Boccaccio’s echoes of the Comedy serve several ideological purposes. In relation to symbolism, the allusions underscore the particularly carnal nature of the Decameron’s poetics. Boccaccio helps readers appreciate his poetics by repeatedly drawing attention to the body. The narrator refers to his birth and the (fictitious) date of the Decameron by calculating from the Incarnation, the moment when Christ assumed a human body: “Dico adunque che già erano gli anni della fruttifera incarnazione del Figliuolo di Dio al numero pervenuti di milletrecentoquarantotto, quando nella egregia città di Fiorenza,…, pervenne la mortifera pestilenza” (Let me say then that thirteen hundred and forty-eight years had already passed after the fruitful Incarnation of the Son of God when into the distinguished city of Florence…there came a deadly pestilence) (Dec. 1 Intr., 8). The narrator adds that “corpi superiori” (superior bodies) may have brought the plague to Florence (Dec. 1 Intr., 8). He also describes how the plague mutilates every part of the human body, from the nose to the genitals, from the arms to the legs (Dec. 1 Intr., 9–18).

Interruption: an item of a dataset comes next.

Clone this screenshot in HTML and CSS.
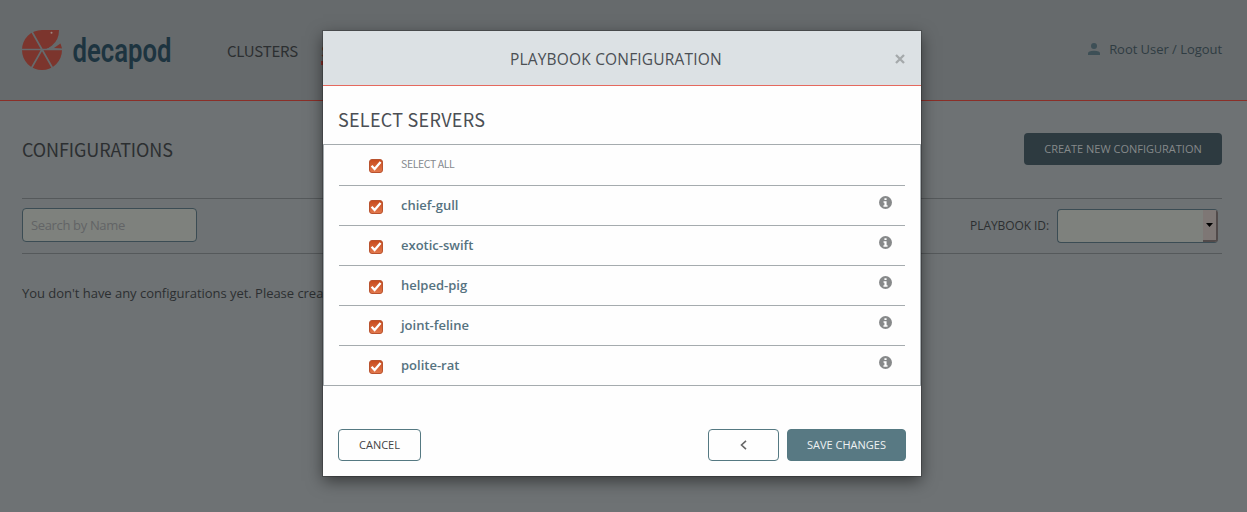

In addition to the physical, the social effects of the plague are described, but again they are illustrated by reference to the body. The plague made family members abandon each other and therefore caused a scandalous situation. Women, if constrained by necessity, would “ogni parte del corpo aprire” (open every part of the body) to male servants (Dec. 1 Intr., 29). The narrator concludes that the bodies of the dead were not properly buried in Christian cemeteries, which were so full that bodies were piled upon bodies in ditches (Dec. 1 Intr., 42). Readers would probably have appreciated the metaliterary importance of bodies in the “Introduction” because bodies covered by the sores of the plague would have repeatedly evoked the image of a manuscript, white or yellowing parchment covered with black ink.